Command-Control Mind: We are in the age of information abundance, with all kinds of knowledge only clicks away. Knowledge workers are purpose driven and self-managing. Therefore, collaboration, openness, sharing, and integrity are fundamental for joyful and productive teamwork. This is radically different from the command-and-control (C&C) style of management of the industrial age. The issue with “C&C” thinking is that it’s process driven, and does not begin with the end in mind. The point is you can control people’s behavior, but not their mind. Though from conventional wisdom, management’s job is to control the work by commanding the people. The problem is that tools are often used inappropriately, and command is a skill, not a right. Even worse, “C&C” type managers blindly make decisions without understanding the real problems. “C&C”style is ineffective if you are excluding things like listening, accepting feedback, and no wonder it is often used as a euphemism for “bad, authoritarian management.” It is important to shift to digital styles of leadership for establishing the environment of autonomy and self-accountability and to encourage innovation and mastery.

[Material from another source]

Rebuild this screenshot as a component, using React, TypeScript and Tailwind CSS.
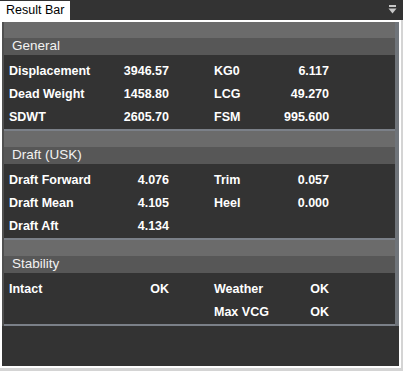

We list many other types of anti-digital mindsets in this chapter of the book "Thinkingaire," the intention is not just about criticizing, but to brainstorm the better way to think, make sound judgment and effective decisions, and to lead digital transformation effortlessly. As the saying goes: The quality of life depends on the quality of your thinking, be a high-quality digital leader/professional with high-quality thinking, and be a digital "Thinkingaire"!